At least 19 missing after mudslide sweeps away houses in central Japan

At least 19 people are missing after a powerful mudslide swept away rows of houses in a Japanese town.

Disaster management officials in Shizuoka prefecture in central Japan say the mudslide occurred on Saturday morning in Atami, a location known for its hot springs.

As many as 80 homes in Atami were completely buried, according to an official with the Fire and Disaster Management Agency.

The official said more people, possibly 100, could still be missing under the mudslides but warned that details were not immediately clear. The official, who spoke on condition of anonymity as is often policy at Japanese bureaucracies, stressed that aggressive rescue operations were underway to find survivors.

Prefectural disaster management official Takamichi Sugiyama said rescue workers are searching for at least 19 people, adding the mudslide occurred in an area called Izusan.

Mr Sugiyama said some people in the area are believed to have evacuated but no further details were immediately known.

Evidence of the mudslide in Zushi Credit: Kyodo News/AP

Social media footage showed a powerful, black mudslide slide down a mountainside, knocking down and crushing houses in its way as helpless neighbours watched in horror, some recording on their phones.

Heavy rain has been lashing across Japan since earlier this week, causing rivers to swell in central and the Tokyo region, and increasing the risk of landslides.

Defence forces will join firefighters and police in the rescue operation, Mr Sugiyama added. Evacuation warnings have also been issued for a widespread area.

NHK TV footage later showed a part of a bridge had collapsed.

Prime Minister Yoshihide Suga called an emergency meeting for his Cabinet, and instructed the task force to push ahead with rescue operations while guarding against more such disasters.
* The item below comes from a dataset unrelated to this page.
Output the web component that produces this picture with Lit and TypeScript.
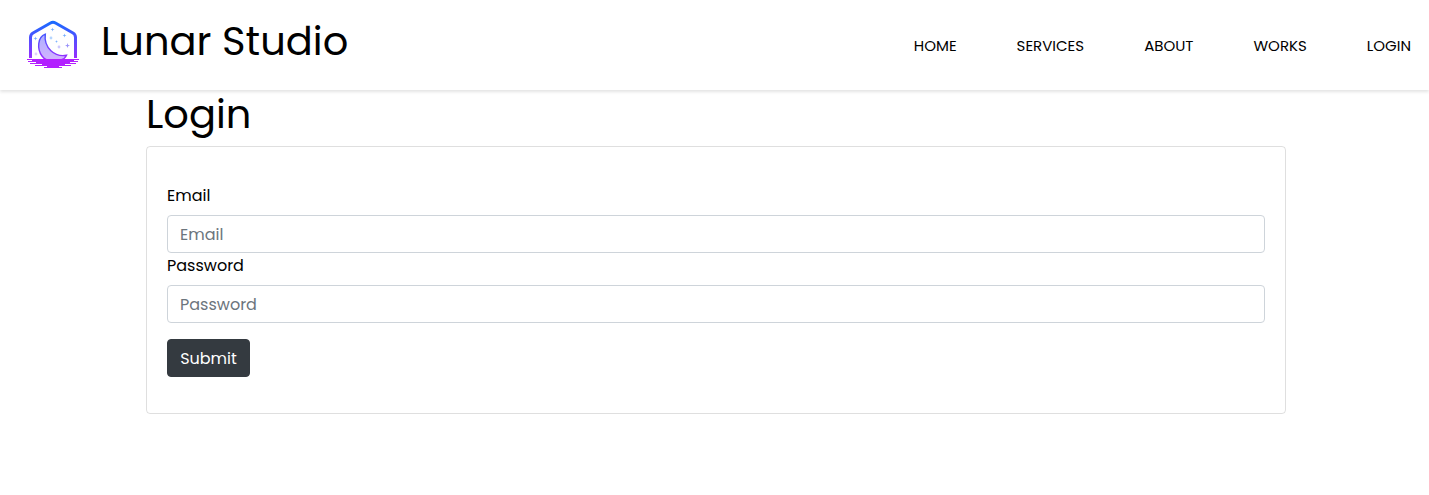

Evacuation warnings were issued for a wide area, including the so-called “Level 5,” which is the highest possible alert, affecting more than 35,000 people.

Atami is a quaint seaside resort area in Shizuoka prefecture, about 100 kilometers (60 miles) southwest of Tokyo. The area that was hit by the mudslide, Izusan, includes hot springs, residential areas, shopping streets and a famous shrine.